## Do this
Pull out every line below that contains the word "styles".

## Collected data
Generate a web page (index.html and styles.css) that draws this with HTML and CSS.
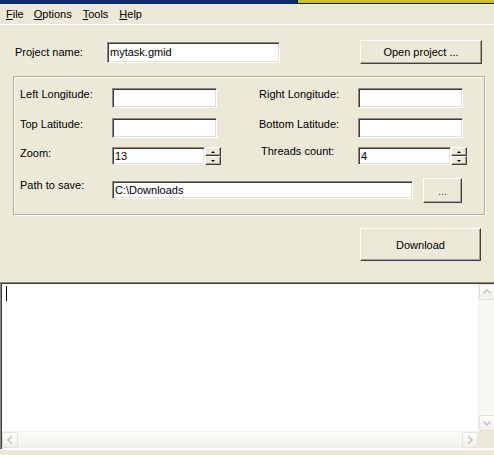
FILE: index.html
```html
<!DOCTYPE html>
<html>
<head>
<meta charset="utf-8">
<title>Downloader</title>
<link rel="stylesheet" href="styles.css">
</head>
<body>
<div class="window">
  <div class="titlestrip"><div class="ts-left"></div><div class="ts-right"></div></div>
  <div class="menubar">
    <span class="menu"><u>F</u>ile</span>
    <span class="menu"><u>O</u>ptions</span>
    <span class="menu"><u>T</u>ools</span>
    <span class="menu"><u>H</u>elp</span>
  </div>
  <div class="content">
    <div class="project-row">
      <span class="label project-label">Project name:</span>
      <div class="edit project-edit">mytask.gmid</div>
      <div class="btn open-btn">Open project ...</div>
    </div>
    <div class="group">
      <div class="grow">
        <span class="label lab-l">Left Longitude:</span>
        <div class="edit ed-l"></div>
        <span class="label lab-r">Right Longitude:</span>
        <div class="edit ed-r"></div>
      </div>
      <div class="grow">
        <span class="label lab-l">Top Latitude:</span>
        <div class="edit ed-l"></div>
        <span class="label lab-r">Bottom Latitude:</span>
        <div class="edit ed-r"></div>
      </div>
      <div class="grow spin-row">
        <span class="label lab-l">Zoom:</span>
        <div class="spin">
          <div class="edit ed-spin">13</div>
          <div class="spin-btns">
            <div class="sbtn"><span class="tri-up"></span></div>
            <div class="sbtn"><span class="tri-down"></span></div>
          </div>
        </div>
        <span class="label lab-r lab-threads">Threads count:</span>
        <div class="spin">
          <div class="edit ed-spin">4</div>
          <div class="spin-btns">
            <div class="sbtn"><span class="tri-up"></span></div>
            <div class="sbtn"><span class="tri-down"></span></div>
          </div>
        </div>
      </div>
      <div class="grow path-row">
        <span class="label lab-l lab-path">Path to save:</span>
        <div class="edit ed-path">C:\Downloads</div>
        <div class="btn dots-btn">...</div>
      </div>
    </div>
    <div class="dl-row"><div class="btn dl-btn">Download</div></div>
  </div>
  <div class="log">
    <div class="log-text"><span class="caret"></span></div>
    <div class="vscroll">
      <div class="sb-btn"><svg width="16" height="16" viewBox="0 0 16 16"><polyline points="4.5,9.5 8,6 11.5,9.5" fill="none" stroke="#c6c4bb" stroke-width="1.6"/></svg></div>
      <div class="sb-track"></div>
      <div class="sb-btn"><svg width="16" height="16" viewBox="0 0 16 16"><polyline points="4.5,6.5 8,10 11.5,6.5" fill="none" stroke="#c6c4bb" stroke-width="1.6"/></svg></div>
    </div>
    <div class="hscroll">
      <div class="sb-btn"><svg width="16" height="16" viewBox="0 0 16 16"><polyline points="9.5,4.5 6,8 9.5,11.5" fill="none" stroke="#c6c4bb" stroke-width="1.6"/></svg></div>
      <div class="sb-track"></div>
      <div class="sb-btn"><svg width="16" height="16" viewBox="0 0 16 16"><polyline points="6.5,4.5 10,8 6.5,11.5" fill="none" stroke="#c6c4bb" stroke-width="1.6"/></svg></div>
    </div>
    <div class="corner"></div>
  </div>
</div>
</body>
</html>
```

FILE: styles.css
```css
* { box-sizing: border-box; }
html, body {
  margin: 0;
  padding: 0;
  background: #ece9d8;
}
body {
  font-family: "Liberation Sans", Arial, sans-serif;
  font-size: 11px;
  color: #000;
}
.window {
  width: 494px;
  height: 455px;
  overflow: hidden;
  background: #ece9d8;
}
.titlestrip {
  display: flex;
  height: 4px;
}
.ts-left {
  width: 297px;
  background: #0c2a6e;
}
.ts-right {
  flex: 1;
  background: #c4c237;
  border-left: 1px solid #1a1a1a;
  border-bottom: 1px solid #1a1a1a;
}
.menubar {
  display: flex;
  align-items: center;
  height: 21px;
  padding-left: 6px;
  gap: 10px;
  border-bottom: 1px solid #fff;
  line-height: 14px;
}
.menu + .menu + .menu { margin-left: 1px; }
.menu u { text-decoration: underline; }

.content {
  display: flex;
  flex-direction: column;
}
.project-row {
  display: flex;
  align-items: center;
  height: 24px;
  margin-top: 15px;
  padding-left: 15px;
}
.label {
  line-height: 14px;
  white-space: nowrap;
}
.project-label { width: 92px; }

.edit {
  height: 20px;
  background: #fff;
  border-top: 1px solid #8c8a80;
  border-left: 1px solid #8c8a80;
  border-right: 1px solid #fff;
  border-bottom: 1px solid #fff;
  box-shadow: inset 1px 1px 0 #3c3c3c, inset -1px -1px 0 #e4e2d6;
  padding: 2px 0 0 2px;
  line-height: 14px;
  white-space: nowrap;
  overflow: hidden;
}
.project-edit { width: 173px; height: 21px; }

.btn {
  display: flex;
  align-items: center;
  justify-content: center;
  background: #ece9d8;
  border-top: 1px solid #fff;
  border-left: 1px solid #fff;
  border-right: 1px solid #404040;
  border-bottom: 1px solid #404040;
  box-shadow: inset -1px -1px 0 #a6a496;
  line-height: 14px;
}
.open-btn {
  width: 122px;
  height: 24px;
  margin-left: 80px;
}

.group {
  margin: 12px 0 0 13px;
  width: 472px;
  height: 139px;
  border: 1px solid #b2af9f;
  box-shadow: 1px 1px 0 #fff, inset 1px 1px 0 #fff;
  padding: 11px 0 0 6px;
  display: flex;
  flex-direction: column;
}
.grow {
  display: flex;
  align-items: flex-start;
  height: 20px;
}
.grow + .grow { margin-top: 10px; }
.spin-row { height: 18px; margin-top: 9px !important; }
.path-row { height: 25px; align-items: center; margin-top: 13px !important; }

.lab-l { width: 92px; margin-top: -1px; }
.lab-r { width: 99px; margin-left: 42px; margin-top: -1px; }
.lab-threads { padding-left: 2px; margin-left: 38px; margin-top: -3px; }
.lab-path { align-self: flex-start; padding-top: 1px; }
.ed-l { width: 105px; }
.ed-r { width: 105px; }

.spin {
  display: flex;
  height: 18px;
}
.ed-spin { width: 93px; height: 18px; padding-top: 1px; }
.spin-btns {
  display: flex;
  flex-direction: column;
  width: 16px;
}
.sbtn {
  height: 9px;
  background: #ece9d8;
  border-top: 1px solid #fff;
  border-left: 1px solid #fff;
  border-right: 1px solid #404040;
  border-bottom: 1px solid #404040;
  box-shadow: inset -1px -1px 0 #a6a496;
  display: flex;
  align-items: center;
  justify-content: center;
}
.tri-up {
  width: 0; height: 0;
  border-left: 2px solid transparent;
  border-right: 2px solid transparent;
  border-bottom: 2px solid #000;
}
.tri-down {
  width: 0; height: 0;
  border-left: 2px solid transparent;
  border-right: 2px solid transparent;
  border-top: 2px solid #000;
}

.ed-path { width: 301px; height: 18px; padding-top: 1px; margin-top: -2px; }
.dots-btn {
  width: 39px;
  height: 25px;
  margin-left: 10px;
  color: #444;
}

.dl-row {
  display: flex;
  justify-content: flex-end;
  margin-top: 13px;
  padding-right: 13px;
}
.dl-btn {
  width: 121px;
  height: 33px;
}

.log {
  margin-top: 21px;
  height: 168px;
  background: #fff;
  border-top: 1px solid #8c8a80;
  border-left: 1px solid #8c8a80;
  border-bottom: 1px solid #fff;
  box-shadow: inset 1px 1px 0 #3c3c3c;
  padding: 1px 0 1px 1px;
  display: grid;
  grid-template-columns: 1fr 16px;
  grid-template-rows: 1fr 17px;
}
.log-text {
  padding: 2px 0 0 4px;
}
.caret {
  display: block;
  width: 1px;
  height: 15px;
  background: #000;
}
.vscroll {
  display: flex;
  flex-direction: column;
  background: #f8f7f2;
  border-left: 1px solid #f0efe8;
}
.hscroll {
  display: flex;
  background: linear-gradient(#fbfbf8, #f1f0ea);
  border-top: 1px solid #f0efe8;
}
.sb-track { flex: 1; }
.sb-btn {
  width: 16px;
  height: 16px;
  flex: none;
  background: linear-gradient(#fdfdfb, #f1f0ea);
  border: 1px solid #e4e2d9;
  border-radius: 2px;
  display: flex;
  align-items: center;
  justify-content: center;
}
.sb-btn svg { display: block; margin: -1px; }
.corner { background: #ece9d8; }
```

## Written response
Generate a web page (index.html and styles.css) that draws this with HTML and CSS.
<link rel="stylesheet" href="styles.css">
FILE: styles.css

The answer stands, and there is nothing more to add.